Easy and cheap and zero maintenance. These were put in when Calgary was generously 500K people. You don’t have to run power or maintain them or worry about vandalism. It’s a hole in the ground. Don’t want to get stuck, don’t drive into it.
How do they get out before the next bus?
Whomp Whomp – they don’t.
They don’t
Built in America, though I think Canada has the same if not better ability. Ratatejas might be southern us or even Mexican
I’m Canadian/US dual. Born and raised in Canada, living in the States since 2008.
So my brain went to another engineered solution, a bollard that is pushed down by the bus’ track and weight. Purely mechanical.
Calgary native here. The signage was infinite. You needed to be a special level of blind to not realize what was going on. Of course some drivers don’t actually believe that the city would willingly f your shit up, but they were in place since the ’80s.

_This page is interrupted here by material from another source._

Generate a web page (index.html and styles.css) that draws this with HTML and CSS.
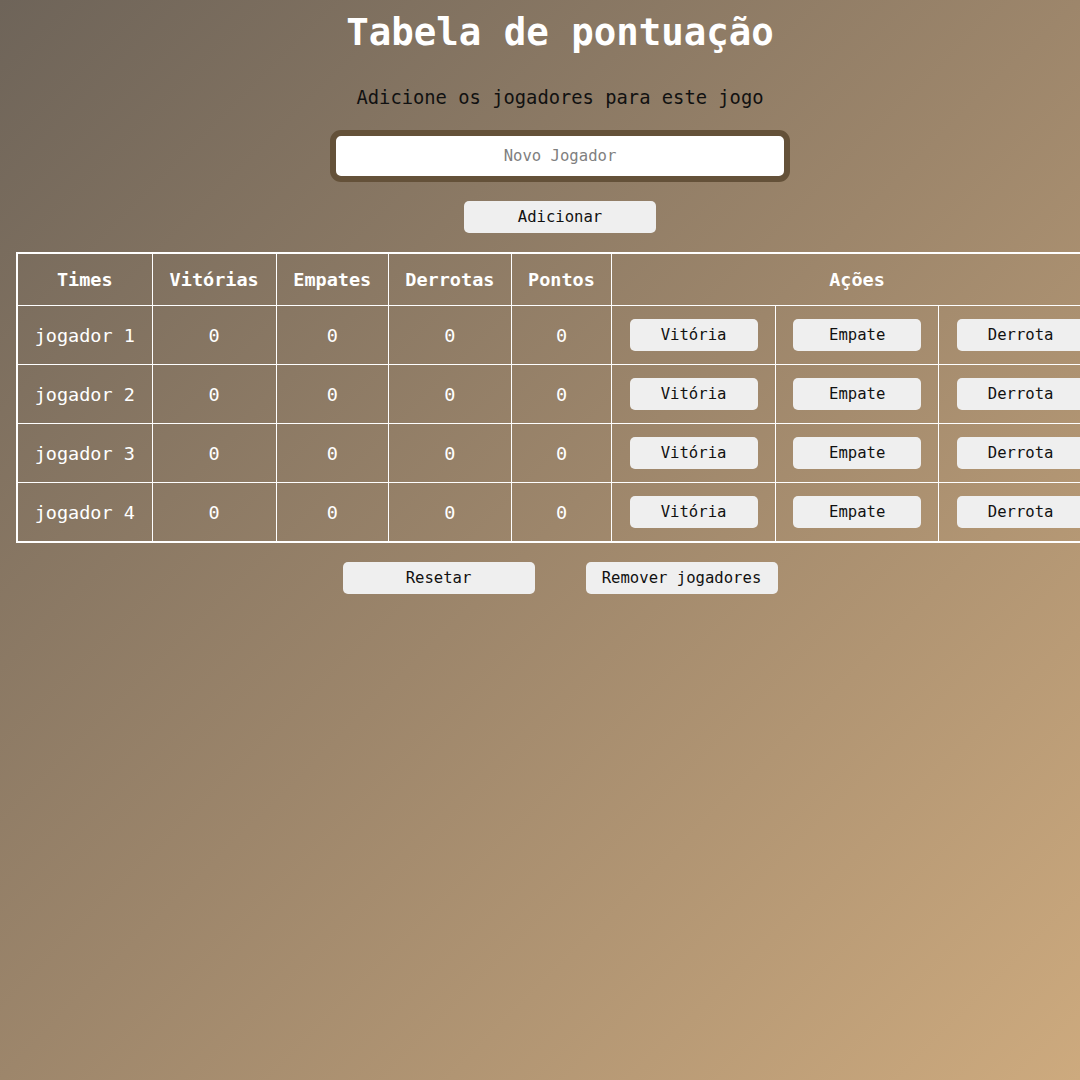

Part of the placement is to calm traffic. Calgary has a fairly extensive bus system through almost every neighborhood in the city, and in winter, bus routes are the first streets to be plowed. Residential surface streets don’t get plowed at all. A lot of the bus routes have what works out to be shortcuts through neighborhoods and back onto main roads. The city doesn’t want these residential streets to become primary routes.
The one marked “Beddington” in one of the above pictures has been there since the mid-80’s, and I lived close by when it was put in. The neighborhood was once the edge of the city, and people used the residential street as the fastest way out of town as it connected with a secondary highway, but as the city grew you had a residential street, complete with street parking become a main thoroughfare, hence the bus trap. Allows Transit to complete their route, but takes out a short-cut.
As to crossing them now, your average bro-dozer/penis compensator may be able to straddle them, but they weren’t really a thing 40-50 years ago when these went in.
Edmonton had these and another type that had a tall concrete wedge as well that would stop you- they took them out due to liability as I understand
These were clearly intended to result in legal bills.